GEOMORPHIC RESPONSE TO EXTREME FLOODS IN THE APPALACHIANS

The geomorphic impact of extreme floods in the Appalachian Mountains has been a focus of study for decades. Based on data from suspended sediment transport, the seminal paper on magnitude and frequency by Wolman and Miller (1960) concluded that most geomorphic work is accomplished by the summation of frequent low magnitude floods. The definition of geomorphic work was altered by Wolman and Gerson (1978) to emphasize landform change and also noted the importance of recovery time between successive floods. Some high-magnitude floods such as Tropical Storm (TS) Agnes (Mid-Atlantic 1972) produced record discharges but nominal geomorphic impacts. In sharp contrast, other floods such as Little River (Virginia 1949), Hurricane Camille (Nelson Co., Virginia 1969), Cheat River (West Virginia 1985), Rapidan River (Virginia 1995), TS Irene (Vermont 2011), and TS Lee (Pennsylvania 2011), resulted in catastrophic geomorphic erosion and deposition in channels and on floodplains.

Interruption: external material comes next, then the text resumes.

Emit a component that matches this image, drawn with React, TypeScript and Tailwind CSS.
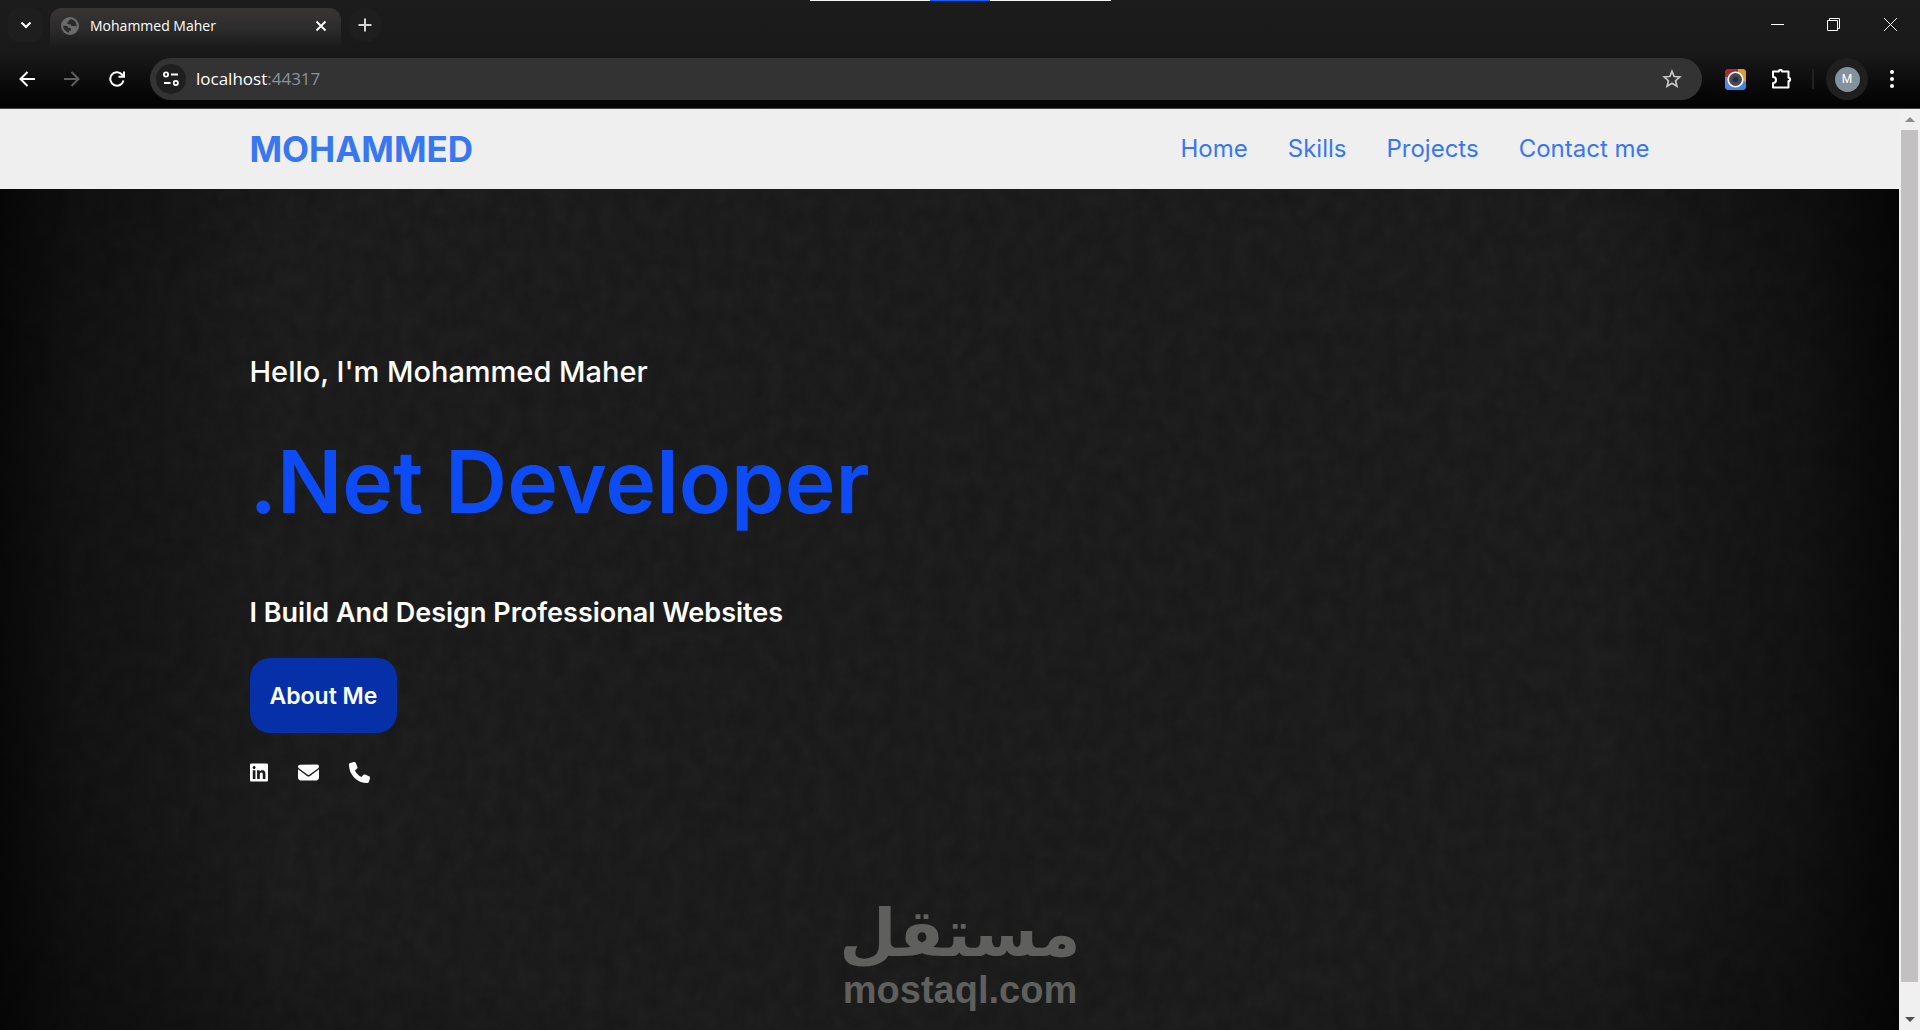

Analyses of the impacts of extreme Appalachian floods reveal a wide range of geomorphic responses depending on the complex interaction of many factors, such as basin morphometry, channel slope, bedload, bed and bank cohesion, unit stream power, up-basin mass wasting, event ordering, and land-use history. Although geomorphic response to extreme floods has been complex, there are some significant trends emerging. Major fluvial response has occurred downstream from areas of widespread hillslope activity (especially debris flows) that yielded large volumes of coarse sediment (1949, 1969, 1995, 2011); even while minor changes occurred at sites with high flow discharge. Major geomorphic change has also been observed along reaches where stream power exceeded resistance thresholds in channels, especially where gradients were high, valleys were narrow, and flow depths great. In north-central Pennsylvania (2011), catastrophic channel and floodplain changes were widespread in Plateau watersheds with high ruggedness numbers, especially where they were significantly influenced by the history of land-use (logging). Geomorphic response there was large in terms of gravel transported and changes in channel pattern. In sharp contrast, Ridge and Valley and Piedmont watersheds with even higher discharges experienced negligible geomorphic change.